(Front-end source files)

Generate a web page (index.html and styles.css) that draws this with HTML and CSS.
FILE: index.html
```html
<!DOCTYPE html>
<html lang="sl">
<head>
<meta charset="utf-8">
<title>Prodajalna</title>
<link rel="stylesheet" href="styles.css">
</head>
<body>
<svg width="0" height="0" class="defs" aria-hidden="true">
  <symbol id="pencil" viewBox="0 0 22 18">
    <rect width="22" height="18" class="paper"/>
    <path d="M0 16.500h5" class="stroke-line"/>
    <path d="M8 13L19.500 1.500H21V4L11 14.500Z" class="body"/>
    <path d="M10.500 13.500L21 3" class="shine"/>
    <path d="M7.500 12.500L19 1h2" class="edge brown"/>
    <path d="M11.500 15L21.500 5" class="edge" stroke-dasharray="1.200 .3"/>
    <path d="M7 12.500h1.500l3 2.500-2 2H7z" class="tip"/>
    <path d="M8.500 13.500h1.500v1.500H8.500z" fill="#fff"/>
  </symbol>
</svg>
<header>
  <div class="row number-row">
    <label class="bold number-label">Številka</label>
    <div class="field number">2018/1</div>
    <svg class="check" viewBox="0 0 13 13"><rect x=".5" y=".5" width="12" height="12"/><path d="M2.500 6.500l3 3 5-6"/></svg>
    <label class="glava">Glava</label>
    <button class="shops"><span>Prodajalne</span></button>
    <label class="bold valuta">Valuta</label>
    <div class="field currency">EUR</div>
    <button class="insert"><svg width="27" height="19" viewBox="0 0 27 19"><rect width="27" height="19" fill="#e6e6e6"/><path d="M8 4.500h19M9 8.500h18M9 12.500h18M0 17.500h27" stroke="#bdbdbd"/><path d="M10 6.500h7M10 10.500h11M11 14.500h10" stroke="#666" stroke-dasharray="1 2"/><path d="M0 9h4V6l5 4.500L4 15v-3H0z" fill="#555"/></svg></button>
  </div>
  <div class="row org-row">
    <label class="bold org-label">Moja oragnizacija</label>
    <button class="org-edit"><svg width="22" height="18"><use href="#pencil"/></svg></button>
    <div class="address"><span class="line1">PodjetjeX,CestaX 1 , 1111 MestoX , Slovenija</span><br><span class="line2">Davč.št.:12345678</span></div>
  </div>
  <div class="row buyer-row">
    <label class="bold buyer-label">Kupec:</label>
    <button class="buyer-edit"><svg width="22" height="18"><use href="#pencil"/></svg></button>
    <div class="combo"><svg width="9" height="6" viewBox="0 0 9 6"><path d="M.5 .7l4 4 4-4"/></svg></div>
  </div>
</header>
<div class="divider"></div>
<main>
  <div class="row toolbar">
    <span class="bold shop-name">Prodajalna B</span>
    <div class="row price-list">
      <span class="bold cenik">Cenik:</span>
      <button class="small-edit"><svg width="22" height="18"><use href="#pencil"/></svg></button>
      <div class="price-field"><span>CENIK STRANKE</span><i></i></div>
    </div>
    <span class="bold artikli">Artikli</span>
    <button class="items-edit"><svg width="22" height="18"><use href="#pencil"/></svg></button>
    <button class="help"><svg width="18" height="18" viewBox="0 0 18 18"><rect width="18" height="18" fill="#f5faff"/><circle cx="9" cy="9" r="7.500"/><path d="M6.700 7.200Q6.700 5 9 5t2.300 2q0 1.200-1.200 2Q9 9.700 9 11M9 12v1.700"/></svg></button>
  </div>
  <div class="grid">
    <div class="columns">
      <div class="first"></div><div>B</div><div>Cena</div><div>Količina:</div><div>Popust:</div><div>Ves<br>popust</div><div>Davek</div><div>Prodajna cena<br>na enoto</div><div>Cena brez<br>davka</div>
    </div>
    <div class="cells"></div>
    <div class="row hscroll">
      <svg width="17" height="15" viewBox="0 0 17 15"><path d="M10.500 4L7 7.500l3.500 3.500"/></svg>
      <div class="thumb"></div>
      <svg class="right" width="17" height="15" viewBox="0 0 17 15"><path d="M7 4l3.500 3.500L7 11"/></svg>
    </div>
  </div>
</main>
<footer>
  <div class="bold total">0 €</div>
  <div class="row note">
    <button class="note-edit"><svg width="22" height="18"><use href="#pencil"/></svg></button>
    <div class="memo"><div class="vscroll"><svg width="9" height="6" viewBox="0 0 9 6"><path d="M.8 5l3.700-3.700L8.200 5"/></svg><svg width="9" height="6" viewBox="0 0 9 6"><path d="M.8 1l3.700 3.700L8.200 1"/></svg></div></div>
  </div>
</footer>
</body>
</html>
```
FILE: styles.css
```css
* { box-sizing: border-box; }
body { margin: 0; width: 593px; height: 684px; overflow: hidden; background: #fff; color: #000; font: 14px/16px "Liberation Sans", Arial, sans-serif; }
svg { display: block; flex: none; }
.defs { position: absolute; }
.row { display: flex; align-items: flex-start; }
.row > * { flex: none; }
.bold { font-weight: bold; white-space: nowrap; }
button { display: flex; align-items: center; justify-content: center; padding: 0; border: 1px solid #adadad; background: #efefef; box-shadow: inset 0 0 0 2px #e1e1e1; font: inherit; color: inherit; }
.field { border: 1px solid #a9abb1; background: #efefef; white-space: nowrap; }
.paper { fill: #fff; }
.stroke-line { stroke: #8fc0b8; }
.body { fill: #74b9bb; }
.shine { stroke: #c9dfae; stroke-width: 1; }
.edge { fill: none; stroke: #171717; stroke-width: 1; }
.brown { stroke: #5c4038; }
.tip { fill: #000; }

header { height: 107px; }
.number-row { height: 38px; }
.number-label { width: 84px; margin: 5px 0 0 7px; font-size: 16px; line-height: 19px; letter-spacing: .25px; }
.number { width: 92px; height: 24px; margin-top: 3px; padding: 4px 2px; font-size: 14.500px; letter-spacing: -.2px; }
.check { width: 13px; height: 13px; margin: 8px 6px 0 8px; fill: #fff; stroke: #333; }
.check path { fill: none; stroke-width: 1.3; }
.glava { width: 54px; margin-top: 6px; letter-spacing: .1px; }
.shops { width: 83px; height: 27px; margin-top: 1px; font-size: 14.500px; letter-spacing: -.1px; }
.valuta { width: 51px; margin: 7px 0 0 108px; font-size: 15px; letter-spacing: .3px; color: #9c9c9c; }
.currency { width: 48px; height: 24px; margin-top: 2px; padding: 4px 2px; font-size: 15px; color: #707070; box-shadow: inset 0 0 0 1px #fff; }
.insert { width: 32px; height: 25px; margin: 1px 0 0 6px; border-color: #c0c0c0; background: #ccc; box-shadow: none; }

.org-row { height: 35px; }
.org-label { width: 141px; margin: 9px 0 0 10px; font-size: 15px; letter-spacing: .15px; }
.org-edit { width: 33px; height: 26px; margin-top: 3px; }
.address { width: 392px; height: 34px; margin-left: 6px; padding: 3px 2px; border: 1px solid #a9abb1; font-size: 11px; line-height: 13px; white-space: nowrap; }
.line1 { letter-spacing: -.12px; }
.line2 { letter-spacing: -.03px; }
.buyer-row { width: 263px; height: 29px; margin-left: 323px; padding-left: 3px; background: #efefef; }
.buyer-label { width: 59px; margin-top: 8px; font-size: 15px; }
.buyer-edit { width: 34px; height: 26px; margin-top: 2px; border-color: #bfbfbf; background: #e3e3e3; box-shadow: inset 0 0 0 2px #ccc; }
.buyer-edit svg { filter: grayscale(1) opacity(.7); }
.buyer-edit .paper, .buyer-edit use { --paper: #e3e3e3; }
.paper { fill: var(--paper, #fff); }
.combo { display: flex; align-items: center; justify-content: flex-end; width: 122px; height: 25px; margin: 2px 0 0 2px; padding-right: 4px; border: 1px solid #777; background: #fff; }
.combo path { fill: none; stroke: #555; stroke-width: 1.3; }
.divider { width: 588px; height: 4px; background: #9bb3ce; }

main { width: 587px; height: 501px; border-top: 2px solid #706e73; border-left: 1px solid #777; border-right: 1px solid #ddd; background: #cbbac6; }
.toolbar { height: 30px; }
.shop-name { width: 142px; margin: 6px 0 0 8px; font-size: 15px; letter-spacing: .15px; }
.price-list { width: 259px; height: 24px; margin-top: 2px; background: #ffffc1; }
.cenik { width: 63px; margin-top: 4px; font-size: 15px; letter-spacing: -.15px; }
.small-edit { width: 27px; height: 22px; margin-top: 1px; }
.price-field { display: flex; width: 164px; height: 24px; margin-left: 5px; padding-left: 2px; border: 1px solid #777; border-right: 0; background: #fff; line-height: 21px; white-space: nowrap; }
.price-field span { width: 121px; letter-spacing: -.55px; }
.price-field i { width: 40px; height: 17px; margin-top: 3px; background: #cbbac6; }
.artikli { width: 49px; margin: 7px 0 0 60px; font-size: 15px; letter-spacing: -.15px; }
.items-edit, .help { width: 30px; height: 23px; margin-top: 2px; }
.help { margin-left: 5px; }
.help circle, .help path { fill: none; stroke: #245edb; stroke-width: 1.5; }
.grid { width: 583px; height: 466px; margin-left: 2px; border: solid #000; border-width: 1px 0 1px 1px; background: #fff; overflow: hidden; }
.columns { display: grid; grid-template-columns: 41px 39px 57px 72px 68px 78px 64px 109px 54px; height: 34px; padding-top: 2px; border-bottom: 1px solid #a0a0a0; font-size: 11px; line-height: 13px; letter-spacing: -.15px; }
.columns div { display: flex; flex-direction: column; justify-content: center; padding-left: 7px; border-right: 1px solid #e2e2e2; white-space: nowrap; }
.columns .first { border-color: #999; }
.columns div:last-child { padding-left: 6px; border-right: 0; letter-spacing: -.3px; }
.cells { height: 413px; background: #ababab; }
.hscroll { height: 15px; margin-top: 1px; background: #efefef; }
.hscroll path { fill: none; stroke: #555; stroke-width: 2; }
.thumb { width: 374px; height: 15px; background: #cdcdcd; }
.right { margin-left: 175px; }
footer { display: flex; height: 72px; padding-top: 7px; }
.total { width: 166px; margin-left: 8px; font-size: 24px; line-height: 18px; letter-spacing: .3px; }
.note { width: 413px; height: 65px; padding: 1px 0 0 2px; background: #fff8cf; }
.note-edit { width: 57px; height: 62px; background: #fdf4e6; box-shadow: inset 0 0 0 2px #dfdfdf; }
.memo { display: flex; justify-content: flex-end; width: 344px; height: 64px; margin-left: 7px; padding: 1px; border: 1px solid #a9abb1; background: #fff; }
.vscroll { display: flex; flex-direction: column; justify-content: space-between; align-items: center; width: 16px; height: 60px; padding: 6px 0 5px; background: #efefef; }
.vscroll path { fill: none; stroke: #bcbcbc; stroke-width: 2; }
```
---
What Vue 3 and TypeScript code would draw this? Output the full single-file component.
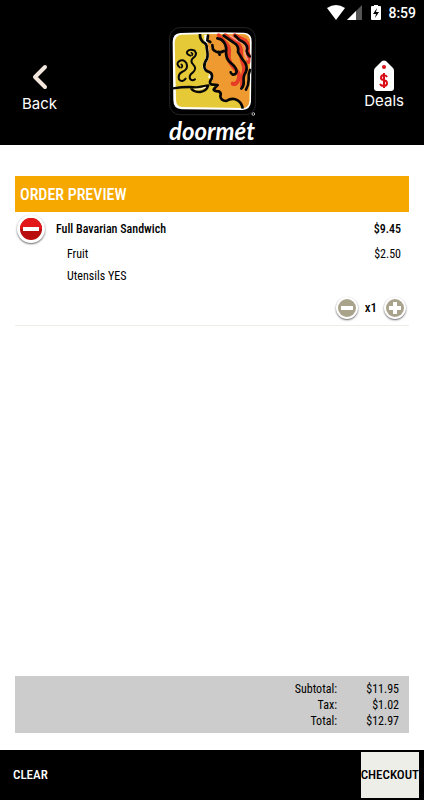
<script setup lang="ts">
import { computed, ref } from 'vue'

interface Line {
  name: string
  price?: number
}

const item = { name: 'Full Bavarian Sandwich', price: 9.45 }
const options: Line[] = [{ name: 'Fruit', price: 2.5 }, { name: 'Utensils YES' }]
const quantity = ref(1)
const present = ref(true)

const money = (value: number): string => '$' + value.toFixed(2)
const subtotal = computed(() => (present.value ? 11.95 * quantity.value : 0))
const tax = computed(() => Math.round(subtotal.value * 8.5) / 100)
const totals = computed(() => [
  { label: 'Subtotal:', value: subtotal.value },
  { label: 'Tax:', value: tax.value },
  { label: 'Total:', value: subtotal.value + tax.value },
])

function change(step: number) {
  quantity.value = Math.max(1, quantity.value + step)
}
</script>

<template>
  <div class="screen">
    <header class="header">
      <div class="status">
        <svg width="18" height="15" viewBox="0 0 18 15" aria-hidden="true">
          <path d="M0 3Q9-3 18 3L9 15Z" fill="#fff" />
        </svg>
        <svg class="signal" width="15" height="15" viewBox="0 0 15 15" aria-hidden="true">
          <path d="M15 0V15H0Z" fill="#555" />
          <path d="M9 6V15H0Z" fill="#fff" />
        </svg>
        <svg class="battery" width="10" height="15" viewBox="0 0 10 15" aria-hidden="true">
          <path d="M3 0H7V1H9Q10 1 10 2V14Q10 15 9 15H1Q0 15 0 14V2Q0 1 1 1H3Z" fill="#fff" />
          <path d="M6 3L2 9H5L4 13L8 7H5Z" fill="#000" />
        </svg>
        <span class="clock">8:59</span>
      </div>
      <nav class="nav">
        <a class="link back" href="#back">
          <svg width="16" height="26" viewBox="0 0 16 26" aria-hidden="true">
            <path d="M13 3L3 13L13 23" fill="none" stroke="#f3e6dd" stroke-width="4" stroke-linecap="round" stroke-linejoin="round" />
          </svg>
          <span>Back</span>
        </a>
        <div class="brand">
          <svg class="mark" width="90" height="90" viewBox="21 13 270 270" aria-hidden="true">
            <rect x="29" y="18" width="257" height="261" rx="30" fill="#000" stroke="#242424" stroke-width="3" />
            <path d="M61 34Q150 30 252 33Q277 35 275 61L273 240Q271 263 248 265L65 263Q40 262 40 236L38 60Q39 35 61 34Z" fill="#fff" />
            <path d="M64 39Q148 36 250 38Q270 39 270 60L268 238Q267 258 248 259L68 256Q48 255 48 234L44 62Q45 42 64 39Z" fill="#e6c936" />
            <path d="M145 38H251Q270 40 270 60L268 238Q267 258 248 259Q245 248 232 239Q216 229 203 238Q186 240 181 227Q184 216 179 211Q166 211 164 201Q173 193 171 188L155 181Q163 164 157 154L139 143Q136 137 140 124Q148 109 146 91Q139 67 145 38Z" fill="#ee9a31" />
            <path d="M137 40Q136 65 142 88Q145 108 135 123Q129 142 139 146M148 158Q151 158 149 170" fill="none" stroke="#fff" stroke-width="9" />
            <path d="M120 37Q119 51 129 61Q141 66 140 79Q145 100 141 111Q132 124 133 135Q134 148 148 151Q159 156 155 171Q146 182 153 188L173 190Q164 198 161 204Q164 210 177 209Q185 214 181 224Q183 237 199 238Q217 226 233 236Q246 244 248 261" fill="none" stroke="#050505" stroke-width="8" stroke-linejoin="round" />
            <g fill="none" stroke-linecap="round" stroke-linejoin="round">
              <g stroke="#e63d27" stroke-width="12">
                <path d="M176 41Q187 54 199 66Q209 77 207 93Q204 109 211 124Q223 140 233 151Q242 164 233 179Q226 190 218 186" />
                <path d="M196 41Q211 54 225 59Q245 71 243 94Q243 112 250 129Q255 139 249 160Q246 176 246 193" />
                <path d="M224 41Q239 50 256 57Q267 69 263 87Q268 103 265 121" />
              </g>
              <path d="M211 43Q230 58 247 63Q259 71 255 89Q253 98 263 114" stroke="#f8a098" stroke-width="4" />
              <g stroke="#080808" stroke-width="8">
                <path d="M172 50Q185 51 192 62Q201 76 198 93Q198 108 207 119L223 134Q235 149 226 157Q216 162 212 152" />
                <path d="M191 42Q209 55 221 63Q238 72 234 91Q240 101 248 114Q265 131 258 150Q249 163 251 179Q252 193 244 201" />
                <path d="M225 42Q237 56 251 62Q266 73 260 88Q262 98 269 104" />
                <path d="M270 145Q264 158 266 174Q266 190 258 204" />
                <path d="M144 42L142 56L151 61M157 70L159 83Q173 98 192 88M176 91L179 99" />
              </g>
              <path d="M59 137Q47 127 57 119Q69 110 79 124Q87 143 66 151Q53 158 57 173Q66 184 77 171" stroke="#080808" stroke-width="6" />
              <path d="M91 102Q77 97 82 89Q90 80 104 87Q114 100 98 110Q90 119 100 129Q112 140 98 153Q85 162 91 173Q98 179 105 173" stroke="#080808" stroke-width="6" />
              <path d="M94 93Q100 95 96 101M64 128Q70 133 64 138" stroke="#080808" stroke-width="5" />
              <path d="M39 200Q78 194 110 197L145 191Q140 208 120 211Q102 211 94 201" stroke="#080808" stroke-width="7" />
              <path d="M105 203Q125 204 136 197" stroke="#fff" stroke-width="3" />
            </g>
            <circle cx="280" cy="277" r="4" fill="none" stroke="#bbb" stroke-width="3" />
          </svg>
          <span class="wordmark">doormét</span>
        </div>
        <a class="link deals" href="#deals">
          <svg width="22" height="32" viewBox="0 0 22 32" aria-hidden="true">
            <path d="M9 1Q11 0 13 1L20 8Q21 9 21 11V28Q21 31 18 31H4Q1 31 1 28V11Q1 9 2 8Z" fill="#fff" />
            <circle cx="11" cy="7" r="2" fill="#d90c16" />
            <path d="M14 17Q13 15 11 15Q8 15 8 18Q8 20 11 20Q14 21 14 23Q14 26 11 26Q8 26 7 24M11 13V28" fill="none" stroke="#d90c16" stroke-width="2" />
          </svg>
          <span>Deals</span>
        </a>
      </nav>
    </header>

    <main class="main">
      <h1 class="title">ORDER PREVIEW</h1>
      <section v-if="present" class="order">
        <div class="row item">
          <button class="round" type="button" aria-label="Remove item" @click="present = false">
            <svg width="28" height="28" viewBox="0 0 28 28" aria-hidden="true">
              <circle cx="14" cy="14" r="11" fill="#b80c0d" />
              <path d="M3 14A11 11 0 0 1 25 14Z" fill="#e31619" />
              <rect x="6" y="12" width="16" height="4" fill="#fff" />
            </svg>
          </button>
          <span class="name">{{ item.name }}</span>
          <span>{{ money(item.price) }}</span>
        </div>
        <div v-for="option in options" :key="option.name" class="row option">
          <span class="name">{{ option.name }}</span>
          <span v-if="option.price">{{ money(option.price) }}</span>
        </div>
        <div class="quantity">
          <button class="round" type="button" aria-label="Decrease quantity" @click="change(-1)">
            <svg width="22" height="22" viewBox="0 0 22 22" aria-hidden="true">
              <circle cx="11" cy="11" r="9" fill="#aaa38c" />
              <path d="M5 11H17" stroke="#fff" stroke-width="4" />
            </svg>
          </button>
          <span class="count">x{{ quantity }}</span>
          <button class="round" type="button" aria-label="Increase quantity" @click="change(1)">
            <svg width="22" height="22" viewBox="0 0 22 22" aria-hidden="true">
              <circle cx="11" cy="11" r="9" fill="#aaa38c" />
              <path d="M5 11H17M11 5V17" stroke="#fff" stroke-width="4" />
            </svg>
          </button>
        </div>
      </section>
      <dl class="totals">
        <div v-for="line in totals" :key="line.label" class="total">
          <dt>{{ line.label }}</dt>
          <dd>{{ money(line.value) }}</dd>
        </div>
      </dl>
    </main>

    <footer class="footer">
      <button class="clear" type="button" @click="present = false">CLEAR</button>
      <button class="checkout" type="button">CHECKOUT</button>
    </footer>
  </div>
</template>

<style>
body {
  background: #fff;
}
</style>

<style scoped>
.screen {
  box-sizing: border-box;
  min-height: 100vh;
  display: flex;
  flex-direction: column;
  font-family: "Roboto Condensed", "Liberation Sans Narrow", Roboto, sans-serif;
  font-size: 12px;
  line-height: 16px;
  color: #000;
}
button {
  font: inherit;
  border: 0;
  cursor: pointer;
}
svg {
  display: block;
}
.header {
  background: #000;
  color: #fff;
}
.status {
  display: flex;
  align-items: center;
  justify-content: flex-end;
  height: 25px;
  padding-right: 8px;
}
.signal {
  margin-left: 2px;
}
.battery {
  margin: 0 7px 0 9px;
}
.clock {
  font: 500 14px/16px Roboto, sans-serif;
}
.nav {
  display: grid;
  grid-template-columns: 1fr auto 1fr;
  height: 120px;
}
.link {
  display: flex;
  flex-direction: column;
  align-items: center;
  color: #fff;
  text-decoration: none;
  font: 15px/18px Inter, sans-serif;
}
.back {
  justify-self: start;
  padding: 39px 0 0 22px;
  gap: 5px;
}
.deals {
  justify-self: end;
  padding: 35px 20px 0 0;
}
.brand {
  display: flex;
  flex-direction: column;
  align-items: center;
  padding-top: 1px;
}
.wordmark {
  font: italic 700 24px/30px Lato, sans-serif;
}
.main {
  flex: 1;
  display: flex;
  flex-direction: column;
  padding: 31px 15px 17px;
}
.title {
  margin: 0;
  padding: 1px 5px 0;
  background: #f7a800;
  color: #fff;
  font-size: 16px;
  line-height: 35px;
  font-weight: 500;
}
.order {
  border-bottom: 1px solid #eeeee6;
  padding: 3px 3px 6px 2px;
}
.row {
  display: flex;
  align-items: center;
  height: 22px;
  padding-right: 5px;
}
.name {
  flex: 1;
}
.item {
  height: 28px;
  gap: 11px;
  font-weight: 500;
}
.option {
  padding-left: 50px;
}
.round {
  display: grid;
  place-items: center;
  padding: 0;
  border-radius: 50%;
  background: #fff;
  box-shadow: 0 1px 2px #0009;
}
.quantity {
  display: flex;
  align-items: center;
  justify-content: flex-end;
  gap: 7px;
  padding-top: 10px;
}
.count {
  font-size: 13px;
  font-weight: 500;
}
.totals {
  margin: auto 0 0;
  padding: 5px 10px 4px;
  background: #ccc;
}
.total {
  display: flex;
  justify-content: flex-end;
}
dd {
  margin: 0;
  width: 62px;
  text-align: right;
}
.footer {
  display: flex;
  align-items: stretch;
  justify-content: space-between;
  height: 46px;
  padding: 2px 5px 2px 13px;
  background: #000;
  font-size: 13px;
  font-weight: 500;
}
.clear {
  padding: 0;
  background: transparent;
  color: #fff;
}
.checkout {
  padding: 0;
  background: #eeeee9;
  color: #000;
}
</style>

_Exercise aim_. Repeat only the lines from the one holding "What Vue 3 and" to the one holding "const present = ref(true)", both ends included, and drop the images.

_Result_.
What Vue 3 and TypeScript code would draw this? Output the full single-file component.
<script setup lang="ts">
import { computed, ref } from 'vue'

interface Line {
  name: string
  price?: number
}

const item = { name: 'Full Bavarian Sandwich', price: 9.45 }
const options: Line[] = [{ name: 'Fruit', price: 2.5 }, { name: 'Utensils YES' }]
const quantity = ref(1)
const present = ref(true)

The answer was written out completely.